Mamdani, who is backing the governor’s proposal, said the pied-à-terre tax levied on the “ultra-wealthy and global elites” will help balance the city’s multibillion-dollar budget deficit in a press release that also called out specific properties like Ken Griffin’s $238 million penthouse at 220 Central Park South and Russian autodealer Alexander Varshavsky’s $21 million condo at 25 Columbus Circle. 

But the real estate industry says targeting the “ultra-wealthy and global elites” represents a short-sighted budgetary maneuver that will only serve to drive away an important portion of the city’s tax base and ultimately weaken its  housing market and economy.

“It will not raise the amount of revenue expected, but will eliminate thousands of construction jobs, lower property values, and raise costs for New Yorkers,” Real Estate Board of New York president Jim Whelan said in a statement. “Albany should focus on policies that encourage investment and housing production to create a more affordable city, not ones that stifle its growth.” 

“It’s death by a thousand cuts,” said Serhant’s Ravi Kantha. “There is a breaking point for every place in the world where you make it so difficult and so expensive to live there that even the wealthiest people say I want nothing to do with this.”

Part of the consternation from industry players has come from the last-minute nature of the proposal, which Haber says has put real estate “in a race that no one saw.” 

State and local lawmakers have bandied about a number of tax proposals in public statements and budget proposals. In March, Democrats in the New York state Senate and Assembly included an increased transfer tax on residential properties valued at at least $5 million in their budget proposals. Mamdani had also previously threatened to raise property taxes in a bid for a balanced budget. 

While the governor’s proposal came as a late surprise in the budget process, the idea of a pied-à-terre tax has long been appealing to New York lawmakers seeking to raise revenue without alienating their constituency. A 2014 proposal would have levied an escalating tax surcharge on secondary homes priced at $5 million or over, and a 2019 proposal was scrapped in favor of increased transfer taxes

“It’s something that keeps coming up as a revenue source,” said Miller Samuel CEO Jonathan Miller. But projections for proposals like this rarely take into account that “changes in tax policy change consumer behavior,” meaning wealthy buyers of second homes in the city are likely to find ways to avoid the tax, according to Miller.

Spencer Levine, president of development firm RAL Companies, said the tax could incentivize buyers to find ways to use their homes in the city as primary residences, rather than simply opting not to buy. 

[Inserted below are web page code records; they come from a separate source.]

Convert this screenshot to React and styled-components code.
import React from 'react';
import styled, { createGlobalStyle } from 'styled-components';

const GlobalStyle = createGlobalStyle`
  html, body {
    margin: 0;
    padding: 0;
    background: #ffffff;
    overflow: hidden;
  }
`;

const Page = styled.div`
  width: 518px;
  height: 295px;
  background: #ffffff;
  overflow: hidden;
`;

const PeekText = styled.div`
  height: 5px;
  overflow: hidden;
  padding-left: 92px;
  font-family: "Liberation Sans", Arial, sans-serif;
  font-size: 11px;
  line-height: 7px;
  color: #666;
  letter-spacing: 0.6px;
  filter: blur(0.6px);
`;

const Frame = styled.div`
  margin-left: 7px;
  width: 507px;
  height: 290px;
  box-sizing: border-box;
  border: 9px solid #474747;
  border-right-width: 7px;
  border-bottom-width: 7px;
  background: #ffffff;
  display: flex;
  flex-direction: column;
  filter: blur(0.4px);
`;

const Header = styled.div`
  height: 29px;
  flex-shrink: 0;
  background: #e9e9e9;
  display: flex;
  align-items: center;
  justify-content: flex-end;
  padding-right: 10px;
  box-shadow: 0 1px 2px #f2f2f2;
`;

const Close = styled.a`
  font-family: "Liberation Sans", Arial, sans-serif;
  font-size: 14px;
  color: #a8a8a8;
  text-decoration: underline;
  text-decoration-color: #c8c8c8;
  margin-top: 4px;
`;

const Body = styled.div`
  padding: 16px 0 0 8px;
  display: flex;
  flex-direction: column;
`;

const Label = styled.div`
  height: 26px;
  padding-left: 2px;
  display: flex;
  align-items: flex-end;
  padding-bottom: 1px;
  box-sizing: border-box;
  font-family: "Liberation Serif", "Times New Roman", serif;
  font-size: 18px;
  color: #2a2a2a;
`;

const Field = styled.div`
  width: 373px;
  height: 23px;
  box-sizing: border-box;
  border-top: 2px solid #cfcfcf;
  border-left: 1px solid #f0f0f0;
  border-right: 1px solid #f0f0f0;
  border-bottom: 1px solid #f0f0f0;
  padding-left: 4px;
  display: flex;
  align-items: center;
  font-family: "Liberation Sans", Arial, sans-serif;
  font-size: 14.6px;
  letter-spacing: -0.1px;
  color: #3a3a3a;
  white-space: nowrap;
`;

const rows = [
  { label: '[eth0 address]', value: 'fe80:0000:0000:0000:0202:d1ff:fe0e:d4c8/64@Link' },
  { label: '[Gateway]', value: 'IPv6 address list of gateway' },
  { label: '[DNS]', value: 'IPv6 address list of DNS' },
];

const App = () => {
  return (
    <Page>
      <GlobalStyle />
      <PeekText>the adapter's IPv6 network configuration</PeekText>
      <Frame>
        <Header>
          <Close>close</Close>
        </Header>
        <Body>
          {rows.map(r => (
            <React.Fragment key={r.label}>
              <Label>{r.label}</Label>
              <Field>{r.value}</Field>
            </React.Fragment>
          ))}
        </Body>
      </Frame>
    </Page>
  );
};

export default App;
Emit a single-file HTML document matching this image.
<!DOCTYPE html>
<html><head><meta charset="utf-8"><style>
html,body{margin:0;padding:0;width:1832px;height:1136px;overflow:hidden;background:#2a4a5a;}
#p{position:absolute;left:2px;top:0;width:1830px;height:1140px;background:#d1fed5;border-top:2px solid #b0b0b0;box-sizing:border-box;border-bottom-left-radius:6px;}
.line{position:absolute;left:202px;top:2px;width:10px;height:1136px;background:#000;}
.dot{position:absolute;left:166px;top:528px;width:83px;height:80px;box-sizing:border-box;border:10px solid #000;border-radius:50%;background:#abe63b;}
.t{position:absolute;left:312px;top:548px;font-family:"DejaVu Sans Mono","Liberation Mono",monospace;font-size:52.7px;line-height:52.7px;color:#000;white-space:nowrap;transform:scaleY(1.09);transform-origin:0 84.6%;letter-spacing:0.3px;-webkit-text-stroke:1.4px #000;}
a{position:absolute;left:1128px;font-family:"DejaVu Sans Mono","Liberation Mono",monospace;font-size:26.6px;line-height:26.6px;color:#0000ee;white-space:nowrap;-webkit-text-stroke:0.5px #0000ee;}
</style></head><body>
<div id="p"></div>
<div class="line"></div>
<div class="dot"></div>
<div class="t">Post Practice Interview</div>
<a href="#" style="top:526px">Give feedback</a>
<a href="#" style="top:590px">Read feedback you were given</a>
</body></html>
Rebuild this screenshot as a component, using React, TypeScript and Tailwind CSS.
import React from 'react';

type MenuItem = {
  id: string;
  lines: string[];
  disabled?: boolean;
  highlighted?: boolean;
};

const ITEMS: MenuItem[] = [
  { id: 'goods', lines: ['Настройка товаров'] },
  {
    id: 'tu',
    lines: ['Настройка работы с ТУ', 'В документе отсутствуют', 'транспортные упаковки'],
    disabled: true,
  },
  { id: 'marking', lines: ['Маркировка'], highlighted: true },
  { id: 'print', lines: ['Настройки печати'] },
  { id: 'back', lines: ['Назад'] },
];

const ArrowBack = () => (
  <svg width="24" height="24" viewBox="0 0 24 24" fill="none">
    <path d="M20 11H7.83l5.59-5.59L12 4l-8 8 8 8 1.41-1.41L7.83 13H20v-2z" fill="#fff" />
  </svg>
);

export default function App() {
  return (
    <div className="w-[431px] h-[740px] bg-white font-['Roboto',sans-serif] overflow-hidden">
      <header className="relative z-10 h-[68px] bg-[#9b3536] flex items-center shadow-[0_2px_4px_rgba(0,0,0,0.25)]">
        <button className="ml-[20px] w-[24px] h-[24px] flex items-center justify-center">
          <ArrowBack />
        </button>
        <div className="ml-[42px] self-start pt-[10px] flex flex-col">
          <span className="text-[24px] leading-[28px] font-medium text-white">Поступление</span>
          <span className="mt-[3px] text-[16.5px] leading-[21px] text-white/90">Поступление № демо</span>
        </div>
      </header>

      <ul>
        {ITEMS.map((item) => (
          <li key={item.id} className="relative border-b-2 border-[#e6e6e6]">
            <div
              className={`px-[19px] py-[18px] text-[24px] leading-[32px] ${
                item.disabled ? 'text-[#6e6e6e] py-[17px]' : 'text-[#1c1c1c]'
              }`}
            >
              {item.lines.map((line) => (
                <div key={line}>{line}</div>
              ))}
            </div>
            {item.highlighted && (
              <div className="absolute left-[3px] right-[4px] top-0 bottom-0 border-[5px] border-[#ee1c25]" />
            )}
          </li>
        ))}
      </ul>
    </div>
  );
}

“I actually think it’s an interesting way for the state and city to react to an exodus of people to low-tax jurisdictions,” he said. “You’re coming to New York for a reason.” 

But Haber said taxing pied-à-terre residences will only serve to drive away buyers who pay more than they receive in city services. “We get the revenue from them without the same kind of expense that we have from someone who uses the city services on a daily basis,” he said.

While the long-term impact on the city’s economy and tax revenue remains fuzzy, the tax will likely have a direct impact on the luxury housing market, which has been the strongest segment in the city as of late. Last year, deals signed for homes asking at least $4 million rose 11 percent from the previous year, according to data from Olshan Realty. 

“If you’re going to start making that carry significantly higher, they’re going to sell those assets,” Kantha said of the impact of the tax. “And they’re not going to sell for what would be market price before this tax is implemented.”